● **TASK DIRECTIONS**: Write out the listing below without alteration, omitting its pictures.

● **DATASET EXCERPT**:
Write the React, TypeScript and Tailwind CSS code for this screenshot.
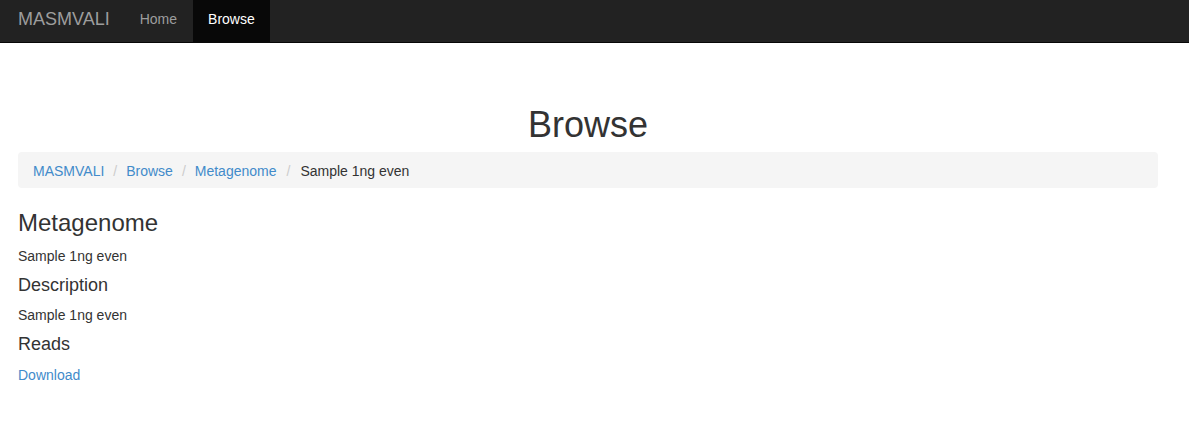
export default function App() {
  return (
    <div className="min-h-[437px] bg-white text-[14px] leading-[20px] text-[#333]" style={{ fontFamily: '"Liberation Sans", Arial, sans-serif' }}>
      <nav className="flex h-[43px] items-stretch border-b border-[#080808] bg-[#222]">
        <div className="flex items-stretch pl-[18px]">
          <a className="flex items-center pr-[15px] pb-[4px] text-[18px] text-[#9d9d9d]">MASMVALI</a>
          <a className="flex items-center pl-[15px] pr-[16px] pb-[4px] text-[#9d9d9d]">Home</a>
          <a className="flex items-center bg-[#080808] px-[15px] pb-[4px] text-white">Browse</a>
        </div>
      </nav>

      <div className="mx-[18px] w-[1140px]">
        <h1 className="mt-[62px] mb-[7px] text-center text-[36px] leading-[40px] font-normal text-[#333]">Browse</h1>

        <ol className="flex rounded-[4px] bg-[#f5f5f5] px-[15px] pt-[9px] pb-[7px]">
          <li className="text-[#428bca]">MASMVALI</li>
          <li className="px-[9px] text-[#ccc]">/</li>
          <li className="text-[#428bca]">Browse</li>
          <li className="px-[9px] text-[#ccc]">/</li>
          <li className="text-[#428bca]">Metagenome</li>
          <li className="px-[10px] text-[#ccc]">/</li>
          <li>Sample 1ng even</li>
        </ol>

        <h3 className="mt-[22px] mb-[10px] text-[24px] leading-[26.4px]">Metagenome</h3>
        <p className="mb-[10px]">Sample 1ng even</p>
        <h4 className="mb-[9px] text-[18px] leading-[19.8px]">Description</h4>
        <p className="mb-[10px]">Sample 1ng even</p>
        <h4 className="mb-[10px] text-[18px] leading-[19.8px]">Reads</h4>
        <p className="mb-[10px]">
          <a className="text-[#428bca]">Download</a>
        </p>
      </div>
    </div>
  );
}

● **ANSWER TO THIS PROBLEM**:
Write the React, TypeScript and Tailwind CSS code for this screenshot.
export default function App() {
  return (
    <div className="min-h-[437px] bg-white text-[14px] leading-[20px] text-[#333]" style={{ fontFamily: '"Liberation Sans", Arial, sans-serif' }}>
      <nav className="flex h-[43px] items-stretch border-b border-[#080808] bg-[#222]">
        <div className="flex items-stretch pl-[18px]">
          <a className="flex items-center pr-[15px] pb-[4px] text-[18px] text-[#9d9d9d]">MASMVALI</a>
          <a className="flex items-center pl-[15px] pr-[16px] pb-[4px] text-[#9d9d9d]">Home</a>
          <a className="flex items-center bg-[#080808] px-[15px] pb-[4px] text-white">Browse</a>
        </div>
      </nav>

      <div className="mx-[18px] w-[1140px]">
        <h1 className="mt-[62px] mb-[7px] text-center text-[36px] leading-[40px] font-normal text-[#333]">Browse</h1>

        <ol className="flex rounded-[4px] bg-[#f5f5f5] px-[15px] pt-[9px] pb-[7px]">
          <li className="text-[#428bca]">MASMVALI</li>
          <li className="px-[9px] text-[#ccc]">/</li>
          <li className="text-[#428bca]">Browse</li>
          <li className="px-[9px] text-[#ccc]">/</li>
          <li className="text-[#428bca]">Metagenome</li>
          <li className="px-[10px] text-[#ccc]">/</li>
          <li>Sample 1ng even</li>
        </ol>

        <h3 className="mt-[22px] mb-[10px] text-[24px] leading-[26.4px]">Metagenome</h3>
        <p className="mb-[10px]">Sample 1ng even</p>
        <h4 className="mb-[9px] text-[18px] leading-[19.8px]">Description</h4>
        <p className="mb-[10px]">Sample 1ng even</p>
        <h4 className="mb-[10px] text-[18px] leading-[19.8px]">Reads</h4>
        <p className="mb-[10px]">
          <a className="text-[#428bca]">Download</a>
        </p>
      </div>
    </div>
  );
}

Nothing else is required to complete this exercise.